An empathetic King is considering introducing legislation in the next session that would regulate the use of some neighborhood roads by gas trucks. In the meantime he’s waiting for the results of a TxDOT study on the impact of Barnett Shale truck traffic on area roads. The study might lead to solutions or public-private partnerships to remedy the problems.
“I hope that will give us some evidence we need,” he said. “It’s not just about this housing development, it’s about the damage to the roads all over Parker County.”

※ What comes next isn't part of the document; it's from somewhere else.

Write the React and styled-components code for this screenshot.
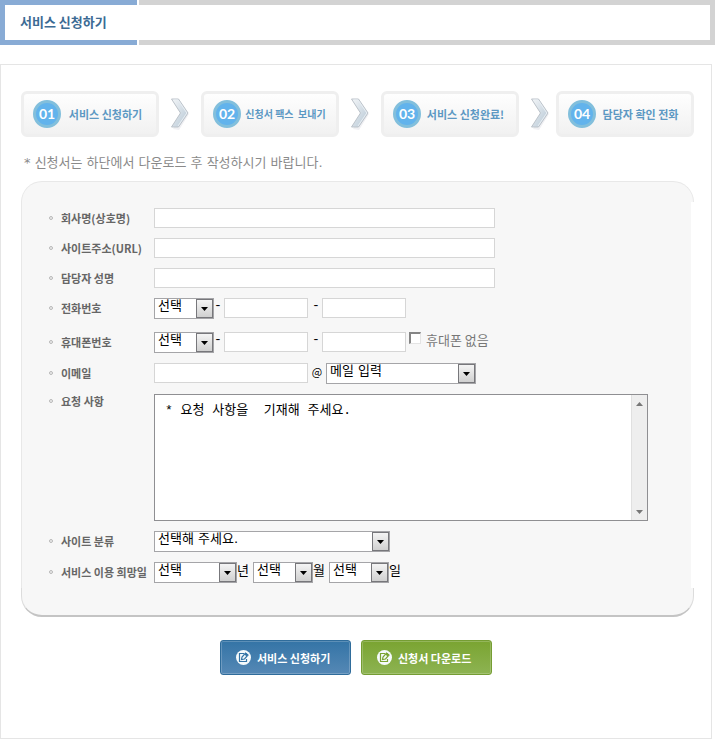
import React from 'react'
import styled, { createGlobalStyle } from 'styled-components'

const steps = [
  { num: '01', label: '서비스 신청하기' },
  { num: '02', label: '신청서 팩스  보내기', small: true },
  { num: '03', label: '서비스 신청완료!' },
  { num: '04', label: '담당자 확인 전화' },
]

const Arrow = () => (
  <ArrowIcon viewBox="0 0 20 34" aria-hidden="true">
    <defs>
      <linearGradient id="arrowFill" x1="0" y1="0" x2="1" y2="1">
        <stop offset="0" stopColor="#f4f6f8" />
        <stop offset="1" stopColor="#b4c6d4" />
      </linearGradient>
    </defs>
    <path d="M3 32 L12 18 L19 17 L9 33 Z" fill="#f0f0f3" />
    <path
      d="M1.5 2 H8.5 L18 16 L8.5 30 H1.5 L10.5 16 Z"
      fill="url(#arrowFill)"
      stroke="#bcc3ca"
    />
    <path d="M3.5 3 H8 L16.8 16 L8 29" fill="none" stroke="#e9eff4" />
  </ArrowIcon>
)

const NoteIcon = () => (
  <svg width="15" height="15" viewBox="0 0 15 15" aria-hidden="true">
    <circle cx="7.5" cy="7.5" r="7.5" fill="#f5fafc" />
    <path
      d="M8 3.5 H3.5 V11.5 H10.5 V9"
      fill="none"
      stroke="currentColor"
      strokeWidth="1.2"
    />
    <path
      d="M5.5 9.5 L6 7 L9.5 3 L12 5 L8.5 9 Z"
      fill="none"
      stroke="currentColor"
      strokeWidth="1.2"
    />
    <path d="M8.5 4.5 L10.5 3 L12 5 L10.5 6.5 Z" fill="currentColor" />
  </svg>
)

const SelectBox = ({ id, label, width, options }) => (
  <SelectWrapper $width={width}>
    <Select id={id} aria-label={label}>
      {options.map((option) => (
        <option key={option}>{option}</option>
      ))}
    </Select>
    <SelectButton>
      <svg width="7" height="4" viewBox="0 0 7 4">
        <path d="M0 0 H7 L3.5 4 Z" fill="#000" />
      </svg>
    </SelectButton>
  </SelectWrapper>
)

const Field = ({ id, label, height, labelHeight = 20, children }) => (
  <Row $height={height}>
    <Label htmlFor={id} $height={labelHeight}>
      {label}
    </Label>
    <Controls>{children}</Controls>
  </Row>
)

const App = () => {
  return (
    <>
      <GlobalStyle />
      <Header>
        <TitleBox>
          <Title>서비스 신청하기</Title>
        </TitleBox>
        <HeaderBar />
      </Header>
      <Main>
        <Steps>
          {steps.map(({ num, label, small }, index) => (
            <React.Fragment key={num}>
              {index > 0 && <Arrow />}
              <Step>
                <StepNumber>{num}</StepNumber>
                <StepLabel $small={small}>{label}</StepLabel>
              </Step>
            </React.Fragment>
          ))}
        </Steps>
        <Notice>* 신청서는 하단에서 다운로드 후 작성하시기 바랍니다.</Notice>
        <form onSubmit={(e) => e.preventDefault()}>
          <PanelTop />
          <PanelBody>
            <Field id="company" label="회사명(상호명)" height={20}>
              <Input id="company" $width={341} />
            </Field>
            <Field id="site" label="사이트주소(URL)" height={20}>
              <Input id="site" $width={341} />
            </Field>
            <Field id="manager" label="담당자 성명" height={20}>
              <Input id="manager" $width={341} />
            </Field>
            <Field id="phone" label="전화번호" height={24}>
              <SelectBox id="phone" width={60} options={['선택', '02', '031']} />
              <Dash $width={10}>-</Dash>
              <Input aria-label="전화번호 가운데 자리" $width={84} />
              <Dash $width={14} $indent={4}>-</Dash>
              <Input aria-label="전화번호 끝자리" $width={84} />
            </Field>
            <Field id="mobile" label="휴대폰번호" height={21}>
              <SelectBox id="mobile" width={60} options={['선택', '010', '011']} />
              <Dash $width={10}>-</Dash>
              <Input aria-label="휴대폰번호 가운데 자리" $width={84} />
              <Dash $width={14} $indent={4}>-</Dash>
              <Input aria-label="휴대폰번호 끝자리" $width={84} />
              <Checkbox type="checkbox" id="noMobile" />
              <CheckLabel htmlFor="noMobile">휴대폰 없음</CheckLabel>
            </Field>
            <Field id="email" label="이메일" height={21}>
              <Input id="email" $width={154} />
              <At>@</At>
              <SelectBox
                label="메일 입력"
                width={150}
                options={['메일 입력', 'naver.com', 'hanmail.net']}
              />
            </Field>
            <Field id="request" label="요청 사항" height={127} labelHeight={14}>
              <TextareaBox>
                <Textarea
                  id="request"
                  defaultValue="* 요청 사항을  기재해 주세요."
                />
                <ScrollTrack>
                  <svg width="7" height="4" viewBox="0 0 7 4">
                    <path d="M0 4 H7 L3.5 0 Z" fill="#777" />
                  </svg>
                  <svg width="7" height="4" viewBox="0 0 7 4">
                    <path d="M0 0 H7 L3.5 4 Z" fill="#777" />
                  </svg>
                </ScrollTrack>
              </TextareaBox>
            </Field>
            <Field id="category" label="사이트 분류" height={21}>
              <SelectBox
                id="category"
                width={236}
                options={['선택해 주세요.', '쇼핑몰', '기업']}
              />
            </Field>
            <Field id="year" label="서비스 이용 희망일" height={21}>
              <SelectBox id="year" width={83} options={['선택', '2010', '2011']} />
              <Unit>년</Unit>
              <SelectBox label="월" width={60} options={['선택', '1', '2']} />
              <Unit>월</Unit>
              <SelectBox label="일" width={60} options={['선택', '1', '2']} />
              <Unit>일</Unit>
            </Field>
          </PanelBody>
          <PanelBottom />
          <Buttons>
            <Button type="submit" $from="#3474a6" $to="#5588b5" $edge="#2f6c9b">
              <NoteIcon />
              서비스 신청하기
            </Button>
            <Button type="button" $from="#7aa431" $to="#8db352" $edge="#759d33">
              <NoteIcon />
              신청서 다운로드
            </Button>
          </Buttons>
        </form>
      </Main>
    </>
  )
}

export default App

const GlobalStyle = createGlobalStyle`
  *, *::before {
    box-sizing: border-box;
  }
  body {
    margin: 0;
    background: #fff;
    color: #000;
  }
  body, input, select, button {
    font-family: 'Noto Sans CJK KR', 'Liberation Sans', sans-serif;
    font-size: 13px;
  }
`
const Header = styled.header`
  display: flex;
  gap: 2px;
  height: 45px;
`
const TitleBox = styled.div`
  display: flex;
  align-items: center;
  width: 137px;
  padding-left: 15px;
  border: 5px solid #88abd5;
  border-right: 0;
`
const Title = styled.h1`
  margin: 0 0 2px;
  font-size: 13px;
  line-height: 20px;
  font-weight: 700;
  color: #3c6b94;
`
const HeaderBar = styled.div`
  flex: 1;
  border: 5px solid #d3d3d3;
  border-left: 0;
`
const Main = styled.main`
  margin: 19px 3px 0 0;
  padding: 26px 17px 63px 20px;
  border: 1px solid #e5e5e5;
`
const Steps = styled.div`
  display: flex;
  align-items: center;
  gap: 11px;
`
const Step = styled.div`
  display: flex;
  align-items: center;
  width: 138px;
  height: 46px;
  padding: 0 6px 0 9px;
  border: 3px solid #efefef;
  border-radius: 6px;
  background: linear-gradient(#fefefe, #f1f1f1);
`
const StepNumber = styled.span`
  flex: none;
  width: 28px;
  height: 28px;
  border: 3px solid #82bfdc;
  border-radius: 50%;
  background: #62b3ec;
  color: #fff;
  font-family: Lato, sans-serif;
  font-size: 14px;
  line-height: 22px;
  font-weight: 700;
  text-align: center;
`
const StepLabel = styled.span`
  flex: 1;
  font-size: ${({ $small }) => ($small ? '10px' : '11px')};
  line-height: 18px;
  font-weight: 700;
  color: #5c98c3;
  text-align: center;
  white-space: pre;
`
const ArrowIcon = styled.svg`
  flex: none;
  width: 20px;
  height: 34px;
  &:last-of-type {
    margin-right: -5px;
  }
`
const Notice = styled.p`
  margin: 16px 0 8px;
  padding-left: 3px;
  font-family: 'DejaVu Sans', 'Noto Sans CJK KR', sans-serif;
  line-height: 20px;
  color: #8a8a8a;
`
const PanelTop = styled.div`
  height: 21px;
  border: 1px solid #e8e8e8;
  border-bottom: 0;
  border-radius: 21px 21px 0 0;
  background: #f7f7f7;
`
const PanelBody = styled.div`
  display: flex;
  flex-direction: column;
  gap: 10px;
  margin-right: 3px;
  padding: 6px 0 5px 27px;
  border-left: 1px solid #e8e8e8;
  background: #f7f7f7;
`
const PanelBottom = styled.div`
  height: 29px;
  border: 1px solid #dcdcdc;
  border-top: 0;
  border-bottom: 2px solid #c4c4c4;
  border-radius: 0 0 21px 21px;
  background: #f7f7f7;
`
const Row = styled.div`
  display: flex;
  align-items: flex-start;
  height: ${({ $height }) => $height}px;
`
const Label = styled.label`
  display: flex;
  align-items: center;
  gap: 8px;
  flex: none;
  width: 105px;
  font-size: 11px;
  line-height: ${({ $height }) => $height}px;
  font-weight: 700;
  color: #666;
  white-space: nowrap;
  &::before {
    content: '';
    width: 4px;
    height: 4px;
    border: 1px solid #b8b8b8;
    border-radius: 50%;
    background: #eee;
  }
`
const Controls = styled.div`
  display: flex;
  flex: 1;
  align-items: flex-start;
`
const Input = styled.input`
  width: ${({ $width }) => $width}px;
  height: 20px;
  padding: 0 4px;
  border: 1px solid #d6d6d6;
  border-radius: 0;
  background: #fff;
`
const Dash = styled.span`
  width: ${({ $width }) => $width}px;
  padding-left: ${({ $indent = 0 }) => $indent}px;
  font-family: 'Liberation Mono', monospace;
  line-height: 16px;
`
const At = styled.span`
  width: 18px;
  font-size: 11px;
  line-height: 16px;
  text-align: center;
`
const Unit = styled.span`
  width: 16px;
  line-height: 16px;
`
const SelectWrapper = styled.div`
  position: relative;
  width: ${({ $width }) => $width}px;
  height: 21px;
`
const Select = styled.select`
  display: block;
  width: 100%;
  height: 21px;
  padding: 0 20px 5px 3px;
  border: 1px solid #a5a5a8;
  border-radius: 0;
  background: #fff;
  color: #000;
  font-family: 'DejaVu Sans', 'Noto Sans CJK KR', sans-serif;
  line-height: 14px;
  appearance: none;
`
const SelectButton = styled.span`
  position: absolute;
  top: 1px;
  right: 1px;
  display: flex;
  align-items: center;
  justify-content: center;
  width: 17px;
  height: 19px;
  border: 1px solid #77777b;
  background: linear-gradient(#f4f4f4, #d0d0d0);
  pointer-events: none;
`
const Checkbox = styled.input`
  width: 12px;
  height: 12px;
  margin: 0 5px 0 3px;
  border: 1px solid #e4e4e4;
  border-top: 2px solid #858585;
  border-left: 2px solid #858585;
  background: #fff;
  appearance: none;
  &:checked {
    background: #555;
  }
`
const CheckLabel = styled.label`
  line-height: 16px;
  color: #777;
`
const TextareaBox = styled.div`
  display: flex;
  width: 494px;
  height: 127px;
  border: 1px solid #8f8f92;
  background: #fff;
`
const Textarea = styled.textarea`
  flex: 1;
  padding: 6px 10px;
  border: 0;
  background: none;
  font-family: 'Liberation Mono', 'Noto Sans CJK KR', monospace;
  font-size: 13px;
  line-height: 20px;
  resize: none;
  overflow: hidden;
`
const ScrollTrack = styled.div`
  display: flex;
  flex-direction: column;
  align-items: center;
  justify-content: space-between;
  width: 16px;
  padding: 7px 0 6px;
  border-left: 1px solid #e0e0e0;
  background: #eee;
`
const Buttons = styled.div`
  display: flex;
  justify-content: center;
  gap: 10px;
  margin: 23px 3px 0 0;
`
const Button = styled.button`
  display: flex;
  align-items: center;
  gap: 6px;
  width: 131px;
  height: 35px;
  padding: 0 0 0 15px;
  border: 1px solid ${({ $edge }) => $edge};
  border-radius: 3px;
  background: linear-gradient(${({ $from, $to }) => `${$from}, ${$to}`});
  box-shadow: inset 0 0 0 1px rgba(255, 255, 255, 0.2);
  color: #fff;
  font-size: 11px;
  font-weight: 700;
  white-space: nowrap;
  cursor: pointer;
  svg {
    color: ${({ $from }) => $from};
  }
`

After the impromptu visit and tour of the ranch, the Weekly reporter contacted Ed Farmer Beggs by phone. The rancher said he’s taken steps, such as watering roads and slowing down trucks, to appease Chisholm Heights residents, but they can be hard to please.
“If the neighborhood association had any mineral rights, they probably wouldn’t be bitching,” he said. “I told them I’d put up a privacy fence, and they didn’t want that.”
Another reason for resisting a new road across his ranch appears to be a battle of wills between Webster and Beggs. The rancher said he is willing to build a new entrance and road from FM 3325, but he wants a concession. One of Beggs’ former neighbors sold three acres of adjoining property to the county about two years ago, and county workers use it like “a dump,” he said. Mounds of dirt, gravel, and building materials are kept there, as well as county equipment, he said, and county crews use the site to burn brush piles.
“If you want to talk about neighborly, that was real neighborly what the county did to us — it bastardized the ranch,” he said. “I said, ‘You sell me the three acres, and that road [beside Chisholm Heights] could probably go away tomorrow.’ ”
Is the routing of heavy trucks through Chisholm Heights a pressure tactic in his battle with county officials?
“It very well could be,” Beggs said.
Webster said the county needs those three acres to store materials. Still, he has offered to trade the land to Beggs for similar acreage somewhere in the general vicinity, but the rancher doesn’t want to trade.
“The issue is not the three acres,” Webster said. “The issue is whether or not [Beggs] will continue to allow those trucks to go by those houses.”